- Genre: Action Adventure Romance
- Screenplay by: Roderick Taylor
- Directed by: Mike Hodges
- Starring: Raul Julia Fred Ward Daniel Jenkins
- Music by: Michel Colombier
- Country of origin: United States
- Original language: English

Production
- Executive producer: Bob Cooper
- Producer: Stuart B. Rekant
- Cinematography: Dennis C. Lewiston
- Editor: Edward M. Abroms
- Running time: 97 minutes
- Production company: HBO Pictures

Original release
- Network: HBO
- Release: October 26, 1986

= Florida Straits (film) =

1986 film by Mike Hodges

Florida Straits is a 1986 made-for-television adventure film that originally aired on HBO. It stars Fred Ward, Raul Julia, Daniel Jenkins and Antonio Fargas. The film had several theatrical releases in other countries as well as video premieres in later years but it originally aired in 1986. The production was filmed in South Carolina standing in for Cuba in the 1980s. It was one of a number of 1980s adventure films with a heist theme.

==Plot==
"Lucky" (Fred Ward) operates a for-charter sight-seeing boat in the Florida Keys. He keeps company with salty gambling and drinking barroom types. One day a young man, Mac (Daniel Jenkins), recently from college shows up and enters into a poker game with Lucky. Mac is proficient at cards which belies his youthful looks. Lucky, unable to pay Mac, eventually ends up in a partnership with the young man and the two of them now share Lucky's boat The White Witch.

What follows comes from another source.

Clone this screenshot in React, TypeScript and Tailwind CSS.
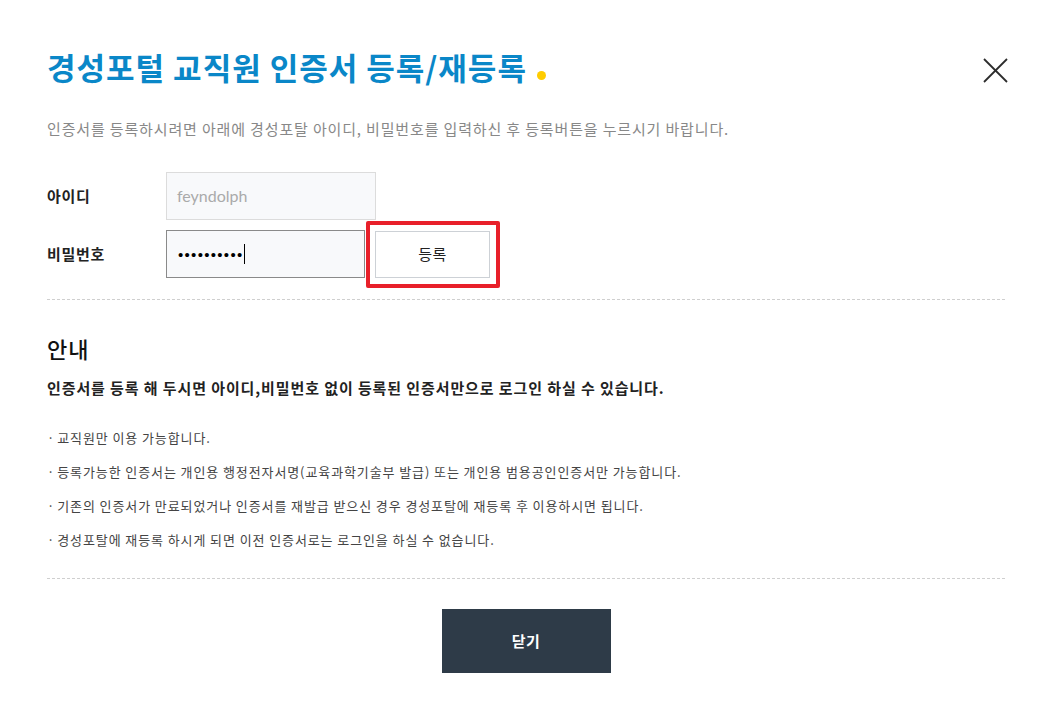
const notices = [
  "교직원만 이용 가능합니다.",
  "등록가능한 인증서는 개인용 행정전자서명(교육과학기술부 발급) 또는 개인용 범용공인인증서만 가능합니다.",
  "기존의 인증서가 만료되었거나 인증서를 재발급 받으신 경우 경성포탈에 재등록 후 이용하시면 됩니다.",
  "경성포탈에 재등록 하시게 되면 이전 인증서로는 로그인을 하실 수 없습니다.",
];

function CloseIcon() {
  return (
    <svg width="25" height="25" viewBox="0 0 25 25" fill="none" stroke="#2b2b2b" strokeWidth="1.8">
      <line x1="1" y1="1" x2="24" y2="24" />
      <line x1="24" y1="1" x2="1" y2="24" />
    </svg>
  );
}

export default function App() {
  return (
    <div
      className="min-h-screen bg-white text-[#222]"
      style={{ fontFamily: '"Noto Sans CJK KR", "Noto Sans", sans-serif' }}
    >
      <div className="pl-[47px] pr-[46px]">
        <header className="flex items-start justify-between pt-[48px]">
          <h1 className="flex items-end text-[31px] leading-[37px] font-bold tracking-[1px] text-[#0a87c8]">
            경성포털 교직원 인증서 등록/재등록
            <span className="mb-[5px] ml-[10px] inline-block h-[9px] w-[9px] rounded-full bg-[#ffcc00]" />
          </h1>
          <button className="-mr-[3px] mt-[10px]" aria-label="닫기">
            <CloseIcon />
          </button>
        </header>

        <p className="mt-[33px] text-[15px] leading-[22px] tracking-[0.85px] text-[#888]">
          인증서를 등록하시려면 아래에 경성포탈 아이디, 비밀번호를 입력하신 후 등록버튼을 누르시기 바랍니다.
        </p>

        <div className="mt-[32px] flex flex-col gap-[10px]">
          <div className="flex items-center">
            <span className="w-[119px] text-[15px] font-bold tracking-[0.7px]">아이디</span>
            <div
              className="flex h-[48px] w-[210px] items-center border border-[#dcdcdc] bg-[#f8f9fb] px-[10px] text-[16px] text-[#aaa]"
              style={{ fontFamily: "Lato, sans-serif" }}
            >
              feyndolph
            </div>
          </div>
          <div className="flex items-center">
            <span className="w-[119px] text-[15px] font-bold tracking-[0.7px]">비밀번호</span>
            <div className="flex h-[48px] w-[199px] items-center border border-[#8a8a8a] bg-[#f8f9fb] px-[11px]">
              <span className="text-[15px] leading-none tracking-[1.3px] text-black" style={{ fontFamily: "Arial, sans-serif" }}>
                ••••••••••
              </span>
              <span className="h-[20px] w-[1px] bg-black" />
            </div>
            <div className="relative ml-[10px]">
              <button className="flex h-[47px] w-[115px] items-center justify-center border border-[#cdd1d6] bg-white text-[15px] tracking-[0.5px] text-[#222]">
                등록
              </button>
              <span className="pointer-events-none absolute -top-[10px] -right-[10px] -bottom-[10px] -left-[9px] rounded-[2px] border-[4px] border-[#e8202a]" />
            </div>
          </div>
        </div>

        <hr className="mt-[21px] border-0 border-t border-dashed border-[#cfcfcf]" />

        <h2 className="mt-[33px] text-[22px] leading-[30px] font-medium tracking-[1px] text-[#111]">안내</h2>
        <p className="mt-[14px] text-[15px] leading-[22px] font-bold tracking-[0.9px] text-[#222]">
          인증서를 등록 해 두시면 아이디,비밀번호 없이 등록된 인증서만으로 로그인 하실 수 있습니다.
        </p>

        <ul className="mt-[29px] flex flex-col gap-[14px] text-[13px] leading-[20px] tracking-[0.9px] text-[#444]">
          {notices.map((n) => (
            <li key={n} className="flex">
              <span>·</span>
              <span className="ml-[2px]">{n}</span>
            </li>
          ))}
        </ul>

        <hr className="mt-[28px] border-0 border-t border-dashed border-[#cfcfcf]" />

        <div className="flex justify-center pt-[30px]">
          <button className="h-[64px] w-[169px] bg-[#2e3b48] text-[15px] font-bold tracking-[0.5px] text-white">닫기</button>
        </div>
      </div>
    </div>
  );
}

As time goes on, a political prisoner from Cuba, called Carlos (Raul Julia), lands in Miami. He has been imprisoned by Fidel Castro since 1961 and was a DC-3 pilot during the planned Bay of Pigs Invasion. Carlos eventually meets Lucky and Mac and persuades them to use their boat White Witch to take him back to Cuba. Carlos has two reasons to return to Cuba, a lost lady love (Ilka Tanya Payán) whom he thinks is still waiting for him after twenty years and a crate of gold coins he parachuted from the DC-3 just before he bailed out of the aircraft in 1961. The three end up in Cuba and face a band of rebels led by "El Gato Negro" (Antonio Fargas).